# Netbeans löscht Quelldatein



## Hachmed (14. Jan 2012)

Hilfe!
Ich nutze die JMonkeyPlatform, die auf  Netbeans aufbaut.
Die IDE hat oft die ganzen .class Datein nicht gefunden, weil sie diese an einem falschen Ort abgespeichert hat.
Dann muss ich immer CleanAndBuild ausführen, damit er das wieder hinkriegt, oder manchmal auch die Datein manuell verschieben.
Heute wurde mir das zu nervig und ich habe das Projekt umbenannt, damit die Orte der Datein neu festgelegt und (hoffentlich) auch langfristiger verwendet werden.
Dabei gingen aber alle .java Datein verloren.
Ich habe nach wie vor die .class Datein, kann das Projekt also weiterhin ausführen, aber eben nicht mehr editieren!
Was tun???;(


----------



## Hachmed (15. Jan 2012)

Ok, alles wieder im Lot.
Lösung: Java-Decompiler JD
(JD-Decompiler)


----------



## AlexSpritze (15. Jan 2012)

Bei Standard-Netbeans-Projekten keine Quelldateien in den build- und dist-Ordnern abspeichern. Die werden beim Clean+Build gelöscht und neu angelegt.

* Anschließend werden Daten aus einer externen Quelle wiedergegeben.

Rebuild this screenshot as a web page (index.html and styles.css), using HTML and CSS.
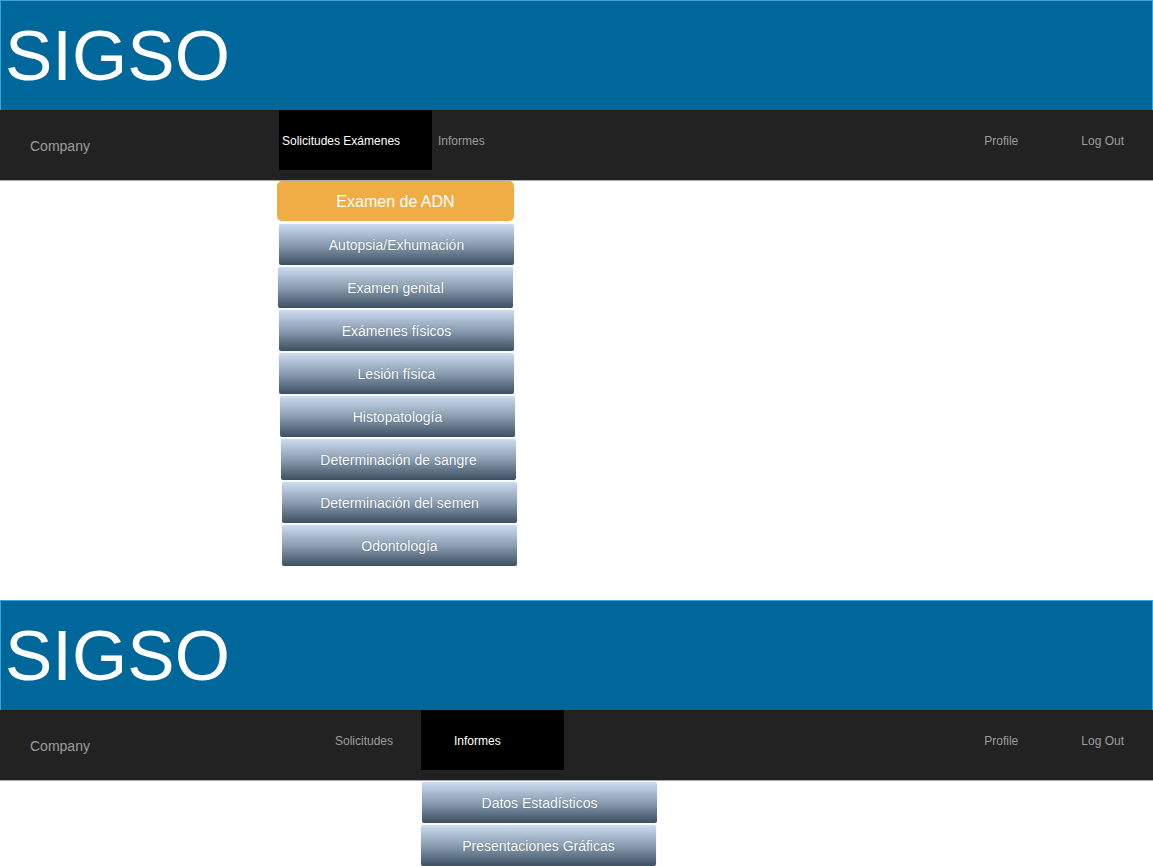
FILE: index.html
```html
<!DOCTYPE html>
<html lang="es">
<head>
<meta charset="utf-8">
<title>SIGSO</title>
<link rel="stylesheet" href="styles.css">
</head>
<body>
<div class="frame frame-a">
  <header class="banner"><h1 class="title">SIGSO</h1></header>
  <nav class="navbar">
    <span class="brand">Company</span>
    <ul class="menu">
      <li class="item item-a1 active">Solicitudes Exámenes</li>
      <li class="item item-a2">Informes</li>
    </ul>
    <ul class="menu-right">
      <li>Profile</li>
      <li>Log Out</li>
    </ul>
  </nav>
  <div class="dropdown dropdown-a">
    <div class="btn-primary">Examen de ADN</div>
    <div class="btn">Autopsia/Exhumación</div>
    <div class="btn">Examen genital</div>
    <div class="btn">Exámenes físicos</div>
    <div class="btn">Lesión física</div>
    <div class="btn">Histopatología</div>
    <div class="btn">Determinación de sangre</div>
    <div class="btn">Determinación del semen</div>
    <div class="btn">Odontología</div>
  </div>
</div>
<div class="frame frame-b">
  <header class="banner"><h1 class="title">SIGSO</h1></header>
  <nav class="navbar">
    <span class="brand">Company</span>
    <ul class="menu">
      <li class="item item-b1">Solicitudes</li>
      <li class="item item-b2 active">Informes</li>
    </ul>
    <ul class="menu-right">
      <li>Profile</li>
      <li>Log Out</li>
    </ul>
  </nav>
  <div class="dropdown dropdown-b">
    <div class="btn">Datos Estadísticos</div>
    <div class="btn">Presentaciones Gráficas</div>
  </div>
</div>
</body>
</html>
```
FILE: styles.css
```css
html, body {
  margin: 0;
  padding: 0;
  background: #ffffff;
  font-family: "Liberation Sans", Arial, sans-serif;
}

.frame {
  display: flex;
  flex-direction: column;
}

.frame-a {
  height: 600px;
}

.banner {
  box-sizing: border-box;
  height: 110px;
  background: #00679a;
  border: 1px solid #36a7d8;
  border-bottom: none;
  padding: 19px 0 0 4px;
}

.title {
  margin: 0;
  font-size: 71px;
  line-height: 71px;
  font-weight: normal;
  color: #ffffff;
}

.navbar {
  height: 70px;
  background: #222222;
  border-bottom: 1px solid #a8a8a8;
  display: flex;
  align-items: flex-start;
}

.brand {
  width: 249px;
  padding-left: 30px;
  padding-top: 1px;
  line-height: 70px;
  font-size: 14px;
  color: #9d9d9d;
}

.menu, .menu-right {
  list-style: none;
  margin: 0;
  padding: 0;
  display: flex;
}

.item {
  box-sizing: border-box;
  height: 60px;
  line-height: 58px;
  padding-top: 2px;
  font-size: 12px;
  color: #9d9d9d;
}

.item.active {
  background: #000000;
  color: #ffffff;
}

.item-a1 { width: 153px; padding-left: 3px; }
.item-a2 { padding-left: 6px; }
.item-b1 { width: 142px; padding-left: 56px; }
.item-b2 { width: 143px; padding-left: 33px; }

.menu-right {
  margin-left: auto;
  gap: 63px;
  padding-right: 29px;
}

.menu-right li {
  line-height: 60px;
  padding-top: 1px;
  font-size: 12px;
  color: #9d9d9d;
}

.dropdown {
  display: flex;
  flex-direction: column;
  align-items: flex-start;
}

.dropdown-a {
  margin-left: 277px;
}

.dropdown-b {
  margin-left: 422px;
  padding-top: 1px;
}

.btn-primary {
  box-sizing: border-box;
  width: 237px;
  height: 40px;
  line-height: 39px;
  padding-top: 1px;
  border-radius: 5px;
  background: #f0ad45;
  color: #ffffff;
  font-size: 16px;
  text-align: center;
  margin-bottom: 1px;
}

.btn {
  box-sizing: border-box;
  width: 235px;
  height: 41px;
  line-height: 40px;
  padding-top: 1px;
  margin-top: 2px;
  border-radius: 2px;
  background: linear-gradient(to bottom, #cddcf1 0%, #8a9db1 50%, #3c5062 100%);
  box-shadow: 0 0 1px 0 #b8c0c8;
  color: #ffffff;
  font-size: 14px;
  text-align: center;
  text-shadow: 0 0 1px rgba(40, 55, 70, 0.6);
}

.dropdown-b .btn:first-child { margin-top: 0; }

.dropdown-a .btn:nth-child(2) { margin-left: 2px; }
.dropdown-a .btn:nth-child(3) { margin-left: 1px; }
.dropdown-a .btn:nth-child(4) { margin-left: 2px; }
.dropdown-a .btn:nth-child(5) { margin-left: 2px; }
.dropdown-a .btn:nth-child(6) { margin-left: 3px; }
.dropdown-a .btn:nth-child(7) { margin-left: 4px; }
.dropdown-a .btn:nth-child(8) { margin-left: 5px; }
.dropdown-a .btn:nth-child(9) { margin-left: 5px; }
.dropdown-b .btn:nth-child(2) { margin-left: -1px; }
```
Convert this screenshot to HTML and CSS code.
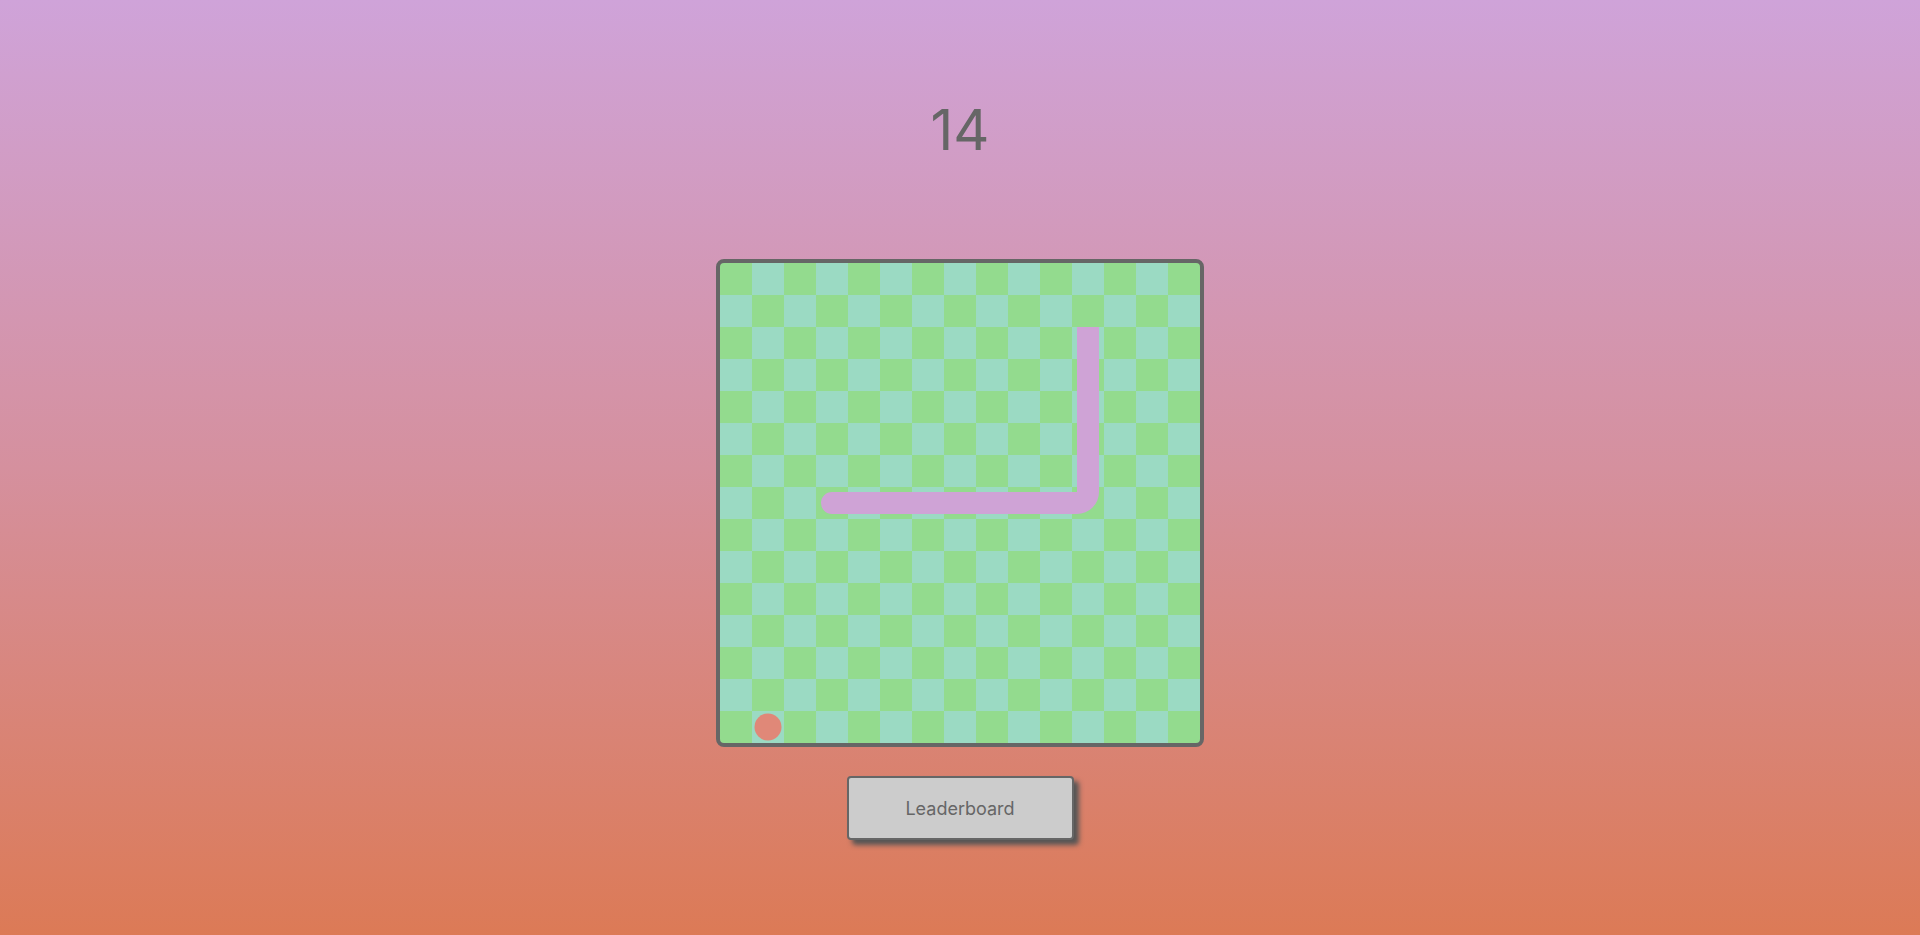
FILE: index.html
```html
<!DOCTYPE html>
<html lang="en">
<head>
<meta charset="utf-8">
<title>Snake</title>
<link rel="stylesheet" href="styles.css">
</head>
<body>
<main class="game">
  <div class="score">14</div>
  <div class="board">
    <svg class="layer" width="480" height="480" viewBox="0 0 480 480">
      <path class="snake" d="M357 64 H379 V229 A22 22 0 0 1 357 251 H112 A11 11 0 0 1 112 229 H357 Z"/>
      <circle class="apple" cx="48" cy="464" r="13.5"/>
    </svg>
  </div>
  <button class="btn" type="button">Leaderboard</button>
</main>
</body>
</html>
```
FILE: styles.css
```css
html, body {
  margin: 0;
  height: 100%;
}
body {
  background: linear-gradient(to bottom, #cfa3d9 0%, #d5909e 50%, #dc7a56 100%);
  font-family: Inter, "Noto Sans", sans-serif;
  overflow: hidden;
}
.game {
  display: flex;
  flex-direction: column;
  align-items: center;
  padding-top: 102px;
}
.score {
  font-size: 56px;
  line-height: 56px;
  height: 56px;
  color: #666;
  font-weight: 400;
}
.board {
  position: relative;
  margin-top: 101px;
  width: 480px;
  height: 480px;
  border: 4px solid #666;
  border-radius: 8px;
  overflow: hidden;
  background-color: #93db8e;
  background-image: conic-gradient(#9bdac3 0 25%, #93db8e 0 50%, #9bdac3 0 75%, #93db8e 0);
  background-size: 64px 64px;
}
.layer {
  position: absolute;
  left: 0;
  top: 0;
  display: block;
}
.snake {
  fill: #cfa3d6;
}
.apple {
  fill: #e08878;
}
.btn {
  margin-top: 29px;
  width: 227px;
  height: 64px;
  background: #cccccc;
  border: 2px solid #666;
  border-radius: 4px;
  box-shadow: 5px 5px 5px #555;
  color: #666;
  font-family: Inter, "Noto Sans", sans-serif;
  font-size: 18px;
  cursor: pointer;
}
```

Eine Möglichkeit wäre noch gewesen sogenannte Undeleter zu benutzen, um die Quelldateien wieder herzustellen, wenn deren Sektoren auf der Platte noch nicht überschrieben worden sind. Im Idealfall befindet sich so ein Programm schon auf der Platte, und die Unlöschung findet sofort nach dem Löschen statt.


----------